現象
MIMEエンコードされたメールヘッダを、PHPのmb_decode_mimeheader関数でデコードすると、半角スペースがアンダースコアでデコードされてしまうことがあります。
これはmb_decode_mimeheader
のバグと思われます。
解決方法
imap拡張をインストールして、imap_mime_header_decode関数を使いましょう。
解説
MIME(Multipurpose Internet Mail Extensions)というメールの仕様があります。
MIMEでは、メールのSubject等にASCIIの範囲外の文字を含める際は、所定の符号化を行う必要があります。
符号化方式としては、Quoted-printable方式と、Base64方式があります。
mb_decode_mimeheader
には、Quoted-printable方式で符号化されたヘッダのデコードに問題があります。
MIMEの仕様(RFC2047)では、「4.2. The "Q" encoding」において以下のように定めています。
The 8-bit hexadecimal value 20 (e.g., ISO-8859-1 SPACE) may be represented as "_" (underscore, ASCII 95.).
MIME文字列中で、半角スペースは=20
という文字列にエンコードされることもあれば、_
(アンダースコア)にエンコードされることもあります。
下記は、「テストThis is valid subject of MIME header」という文字列をQuoted-printableでMIMEエンコードしたものです。
=?utf-8?Q?=E3=83=86=E3=82=B9=E3=83=88This_is_valid_subject_of_MIM?=
=?utf-8?Q?E_header?=
しかし、この文字列に対してmb_decode_mimeheader
を実行すると、「テストThis_is_valid_subject_of_MIME_header」という文字列が返ってきます。

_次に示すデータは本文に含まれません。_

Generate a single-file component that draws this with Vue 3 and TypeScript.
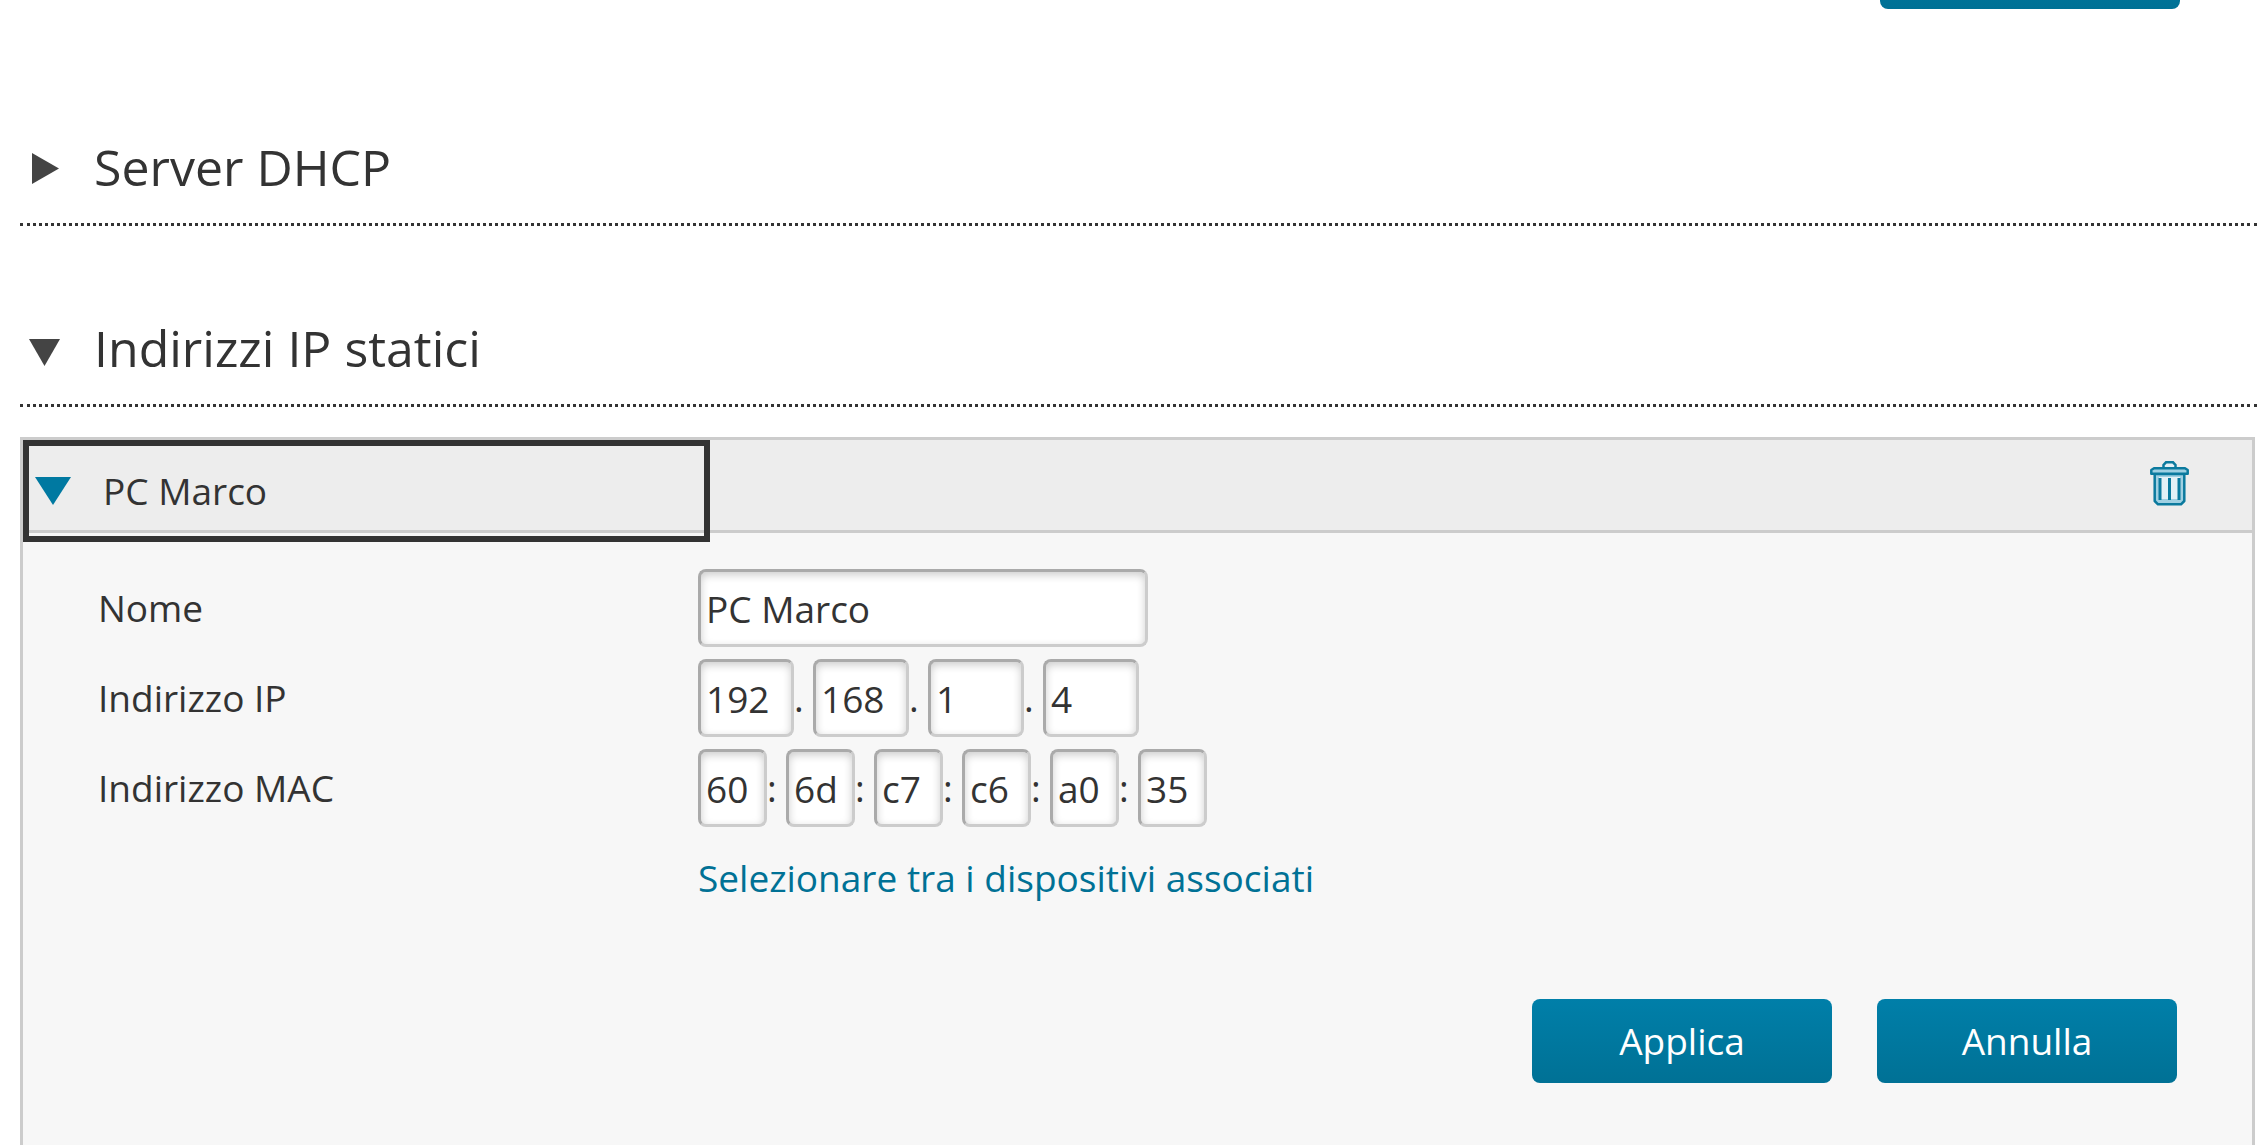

半角スペースがアンダースコアとして表現されることもある、という仕様に沿っていないのです。
では、どうするか。一番手軽な解決方法は、imap拡張を入れて、imap_mime_header_decode
関数を使うことです。
imap拡張はその名の通り、IMAPプロトコルをPHPで扱うためのライブラリですが、メール用のユーティリティ関数も含まれています。
imapの使用例
imap拡張はPHPにデフォルトでは含まれないので、別途インストールが必要です。
以下は、imap_mime_header_decode
関数と、それに類似の関数を使って、MIMEエンコードされた文字列をデコードする例です。
<?php
$subject = <<<TXT
=?utf-8?Q?=E3=83=86=E3=82=B9=E3=83=88This_is_valid_subject_of_MIM?=
=?utf-8?Q?E_header?=
TXT;
var_dump(mb_decode_mimeheader($subject)); // string(45) "テストThis_is_valid_subject_of_MIME_header"
var_dump(imap_utf8($subject)); // string(45) "テストThis is valid subject of MIME header"
var_dump(decode_mime_header($subject)); // string(45) "テストThis is valid subject of MIME header"
function decode_mime_header($str) {
$decoded = '';
$parts = imap_mime_header_decode($str);
foreach ($parts as $part) {
$decoded .= $part->text;
}
return $decoded;
}
imapにはimap_utf8 という関数もあり、出力はUTF-8限定ですが、正しく動作します。
ただし、imap_utf8
が上手く動かないという情報も見かけるので、imap_mime_header_decode
を使っておいたほうが無難かと思います。
imap_mime_header_decode
は、入力の各行の情報を格納したstdClass
のオブジェクトの配列を返します。
mb_decode_mimeheader
やimap_utf8
と同じ感覚で使えるよう、関数にラップすると使いやすいと思います。
やってはいけないワークアラウンド
imap拡張を入れずとも、以下のような関数を用意すれば対応できるのでは? と思うかもしれません。
function decode_mimeheader($str) {
return mb_decode_mimeheader(str_replace('_', '=20', $str));
}
しかし、上記関数は、文字列がQuoted-printableでMIMEエンコードされている場合にしか正しく動作しません。
例えば、「Subject: mb_decode_mimeheader」という、MIMEエンコードされていないヘッダに上記関数を適用すると、「Subject: mb=20decode=20mimeheader」となってしまいます。
MIMEデコードを正しく実装するのは難しいので、既存のライブラリやメーラーでもたまにバグが見つかります。
できるだけまともなライブラリを選んで使うようにしたいところです。